Working with Git

Sterling Smith smithsp at fusion.gat.com
Thu Oct 6 00:33:15 PDT 2016


Ryan,

On Oct 5, 2016, at 7:53PM, Ryan Schmidt <ryandesign at macports.org> wrote:

> Suppose a user submits an update to a port.
> 
> With Subversion, the user would submit a patch in a Trac ticket. To test it, I would download the patch and apply it to my local Subversion working copy. If I like it, I commit it. If I don't like it, I give feedback to the user in the ticket, or I edit the Portfile further and commit it, then tell the user in the ticket what changes I made.
> 
> How will this work on GitHub?
> 
> The user will submit a pull request. How do I test it locally?
You test their changes by checking out their branch on your system.  Most likely they are on their own fork, and you will need to add their fork as a new remote

git remote add <name describing the fork> <path to fork>

before checking out their branch by issuing

git checkout <branch>  # Note that this can fail if more than one remote has the same branch name (such as master...), and there is a more verbose way to indicate from where to check out the branch

> What if the pull request is incomplete?

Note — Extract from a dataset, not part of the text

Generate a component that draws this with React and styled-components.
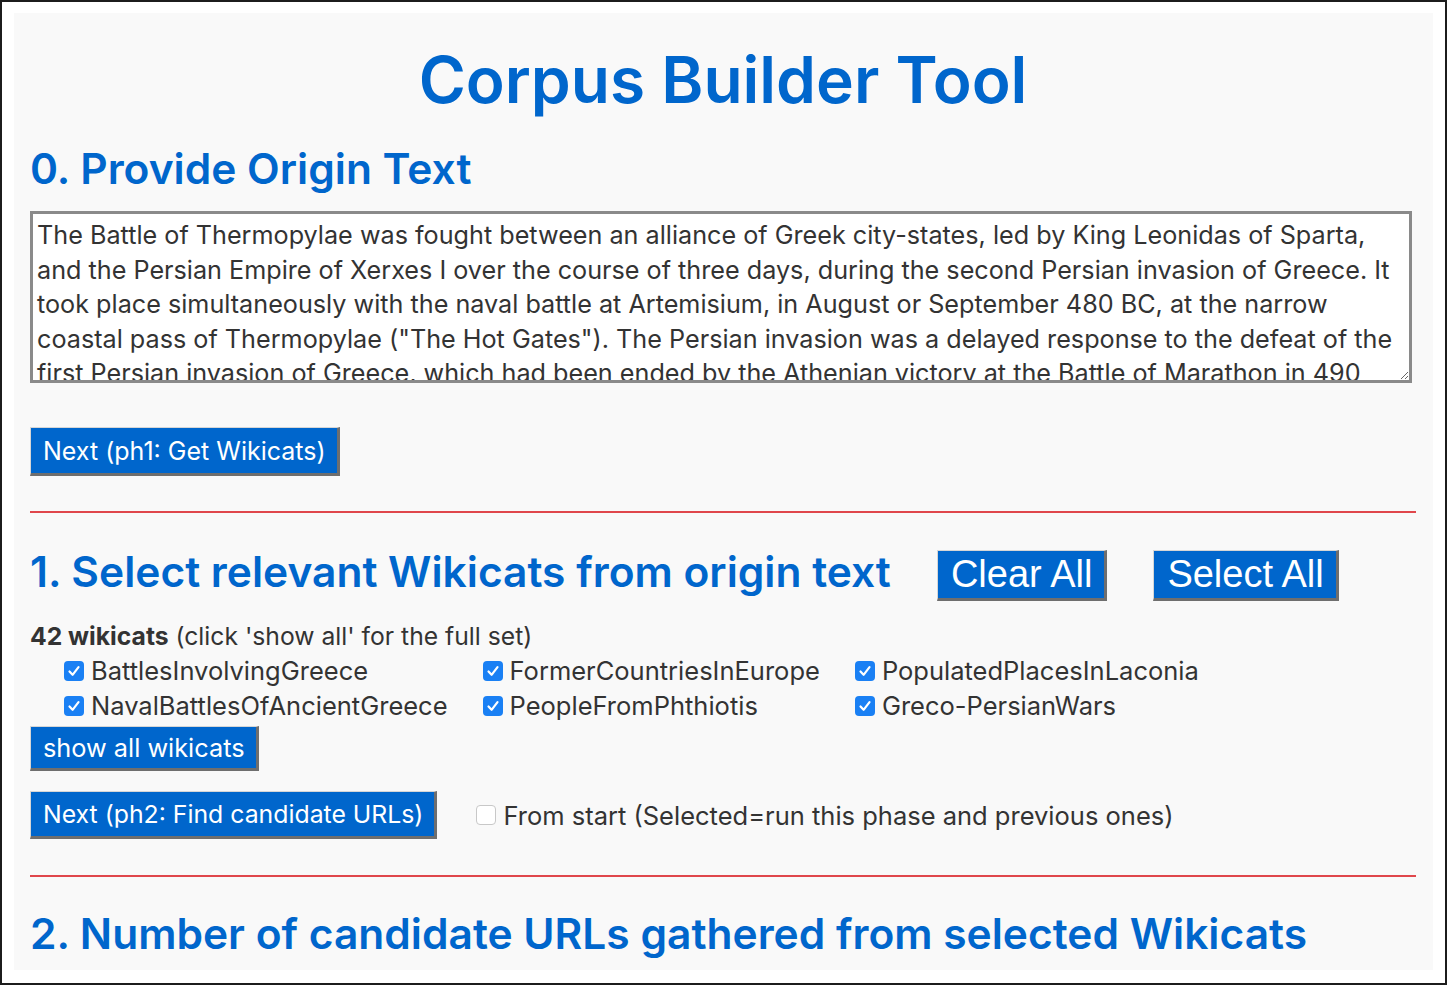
import { useState } from "react";
import styled, { createGlobalStyle } from "styled-components";

const GlobalStyle = createGlobalStyle`
  html, body {
    margin: 0;
    padding: 0;
    background: #ffffff;
  }
  body {
    font-family: Inter, "Open Sans", sans-serif;
    color: #333333;
  }
`;

const StyledFrame = styled.div`
  box-sizing: border-box;
  width: 1447px;
  height: 985px;
  border: 2px solid #1c1c1c;
  padding: 11px 12px 13px 12px;
  background: #ffffff;
  overflow: hidden;
`;

const StyledPage = styled.main`
  box-sizing: border-box;
  height: 100%;
  padding: 31px 17px 0 16px;
  background: #f9f9f9;
  overflow: hidden;
`;

const StyledTitle = styled.h1`
  margin: 0 0 28px 0;
  font-size: 64px;
  line-height: 72px;
  font-weight: 600;
  text-align: center;
  color: #0066cc;
`;

const StyledHeading = styled.h2`
  margin: 0;
  font-size: 42.5px;
  line-height: 50px;
  font-weight: 600;
  color: #0066cc;
  white-space: nowrap;
`;

const StyledTextArea = styled.textarea`
  display: block;
  box-sizing: border-box;
  width: 1382px;
  height: 172px;
  margin: 17px 0 44px 0;
  padding: 4px 4px 0 4px;
  border: 3px solid #8a8a8a;
  background: #ffffff;
  color: #333333;
  font-family: inherit;
  font-size: 25.2px;
  line-height: 34.5px;
  white-space: pre;
  overflow: hidden;
  resize: both;

  &:focus {
    outline: none;
  }
`;

const StyledButton = styled.button`
  display: block;
  box-sizing: border-box;
  height: ${(p) => p.h || 48}px;
  padding: 0 11px 0 12px;
  background: #0066cc;
  color: #ffffff;
  font-family: inherit;
  font-size: ${(p) => p.fs || 25}px;
  white-space: nowrap;
  border-top: 1px solid #d6d6d6;
  border-left: 1px solid #d6d6d6;
  border-right: 3px solid #6e6e6e;
  border-bottom: 3px solid #6e6e6e;
  border-radius: 0;
  cursor: pointer;
`;

const StyledBigButton = styled(StyledButton)`
  height: 51px;
  margin-top: 3px;
  padding: 0 12px 0 13px;
  font-family: "Liberation Sans", Arial, sans-serif;
  font-size: 38px;
`;

const StyledRule = styled.hr`
  height: 0;
  margin: ${(p) => p.m || "35px"} 0 0 0;
  border: none;
  border-top: 2px solid #e0474c;
`;

const StyledHeadRow = styled.div`
  display: flex;
  align-items: flex-start;
  gap: 46px;
  margin-top: ${(p) => p.mt || 34}px;
`;

const StyledCount = styled.p`
  margin: 18px 0 0 0;
  font-size: 24.7px;
  line-height: 34px;
`;

const StyledGrid = styled.div`
  display: grid;
  grid-template-columns: repeat(3, max-content);
  column-gap: 35px;
  margin-left: 34px;
  margin-bottom: 3px;
`;

const StyledLabel = styled.label`
  display: flex;
  align-items: center;
  gap: 7px;
  height: 35px;
  font-size: 25.5px;
  color: #333333;
  white-space: nowrap;
  cursor: pointer;
`;

const StyledBox = styled.span`
  display: inline-flex;
  flex: none;
  align-items: center;
  justify-content: center;
  box-sizing: border-box;
  width: 20px;
  height: 20px;
  border-radius: 4px;
  background: ${(p) => (p.checked ? "#1a80f4" : "#ffffff")};
  border: ${(p) => (p.checked ? "none" : "1px solid #c8c8c8")};
`;

const StyledActionRow = styled.div`
  display: flex;
  align-items: center;
  gap: 39px;
  margin-top: 20px;
`;

function CheckBox({ checked, onClick }) {
  return (
    <StyledBox checked={checked} onClick={onClick}>
      {checked && (
        <svg width="14" height="14" viewBox="0 0 14 14">
          <path
            d="M2.5 7.5 L5.6 10.8 L11.5 3.2"
            fill="none"
            stroke="#ffffff"
            strokeWidth="2.2"
            strokeLinecap="round"
            strokeLinejoin="round"
          />
        </svg>
      )}
    </StyledBox>
  );
}

const originText = `The Battle of Thermopylae was fought between an alliance of Greek city-states, led by King Leonidas of Sparta,
and the Persian Empire of Xerxes I over the course of three days, during the second Persian invasion of Greece. It
took place simultaneously with the naval battle at Artemisium, in August or September 480 BC, at the narrow
coastal pass of Thermopylae ("The Hot Gates"). The Persian invasion was a delayed response to the defeat of the
first Persian invasion of Greece, which had been ended by the Athenian victory at the Battle of Marathon in 490
BC.`;

const wikicats = [
  "BattlesInvolvingGreece",
  "FormerCountriesInEurope",
  "PopulatedPlacesInLaconia",
  "NavalBattlesOfAncientGreece",
  "PeopleFromPhthiotis",
  "Greco-PersianWars",
];

function App() {
  const [selected, setSelected] = useState(wikicats.map(() => true));
  const [fromStart, setFromStart] = useState(false);

  let toggle = (i) => {
    setSelected(selected.map((v, j) => (j === i ? !v : v)));
  };

  return (
    <>
      <GlobalStyle />
      <StyledFrame>
        <StyledPage>
          <StyledTitle>Corpus Builder Tool</StyledTitle>
          <StyledHeading>0. Provide Origin Text</StyledHeading>
          <StyledTextArea defaultValue={originText} />
          <StyledButton h={49}>Next (ph1: Get Wikicats)</StyledButton>
          <StyledRule />

          <StyledHeadRow>
            <StyledHeading>1. Select relevant Wikicats from origin text</StyledHeading>
            <StyledBigButton onClick={() => setSelected(wikicats.map(() => false))}>
              Clear All
            </StyledBigButton>
            <StyledBigButton onClick={() => setSelected(wikicats.map(() => true))}>
              Select All
            </StyledBigButton>
          </StyledHeadRow>
          <StyledCount>
            <b>42 wikicats</b> (click 'show all' for the full set)
          </StyledCount>
          <StyledGrid>
            {wikicats.map((w, i) => (
              <StyledLabel key={w}>
                <CheckBox checked={selected[i]} onClick={() => toggle(i)} />
                {w}
              </StyledLabel>
            ))}
          </StyledGrid>
          <StyledButton h={45} fs={25.3}>show all wikicats</StyledButton>
          <StyledActionRow>
            <StyledButton h={48} fs={24.8}>Next (ph2: Find candidate URLs)</StyledButton>
            <StyledLabel>
              <CheckBox checked={fromStart} onClick={() => setFromStart(!fromStart)} />
              From start (Selected=run this phase and previous ones)
            </StyledLabel>
          </StyledActionRow>
          <StyledRule m="36px" />
          <StyledHeadRow mt={32}>
            <StyledHeading>2. Number of candidate URLs gathered from selected Wikicats</StyledHeading>
          </StyledHeadRow>
        </StyledPage>
      </StyledFrame>
    </>
  );
}

export default App;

I know I can tell the user what's wrong, and they can push another commit to the same branch they made to initiate the pull request, and those new commits will automatically appear in the pull request, and I can then merge it if I like it.
Yep.
> But what if the user does not respond and fix the changes? What if the user makes additional commits but they're still not sufficient? How do I take the user's pull request, make additional changes, and commit them to our master?
Instead of committing to master, you should commit to the user's fork/branch to add your changes to the pull request, and then you might ask another committer to look over your work and make the final merge to master, or if you are above review, you could just merge your work yourself.
> 
> Clemens, in your repository here, you committed something I had previously committed in a fork, but had not submitted a pull request for:
> 
> https://github.com/neverpanic/macports-svn2git-rules/commit/bfeed37956f72bf996865e414a375128186d1adf
> 
> The GitHub interface says "ryandesign committed with neverpanic". How did you cause that notation to appear, and is that something we should be using in our MacPorts git workflow?
git keeps track of both author and committer (also sign-off?).  When you commit some change for the first time, then you are added as author and committer.  If a person cherry-picks or uses rebase to incorporate some commit into a branch, then the committer is changed to the person that applied the cherry pick or rebase.  If the author and committer are different, then GitHub detects that and presents the two parts as you have seen as "ryandesign committed with never panic".
> 
> -Ryan

When is the macports repo on GitHub supposed to appear?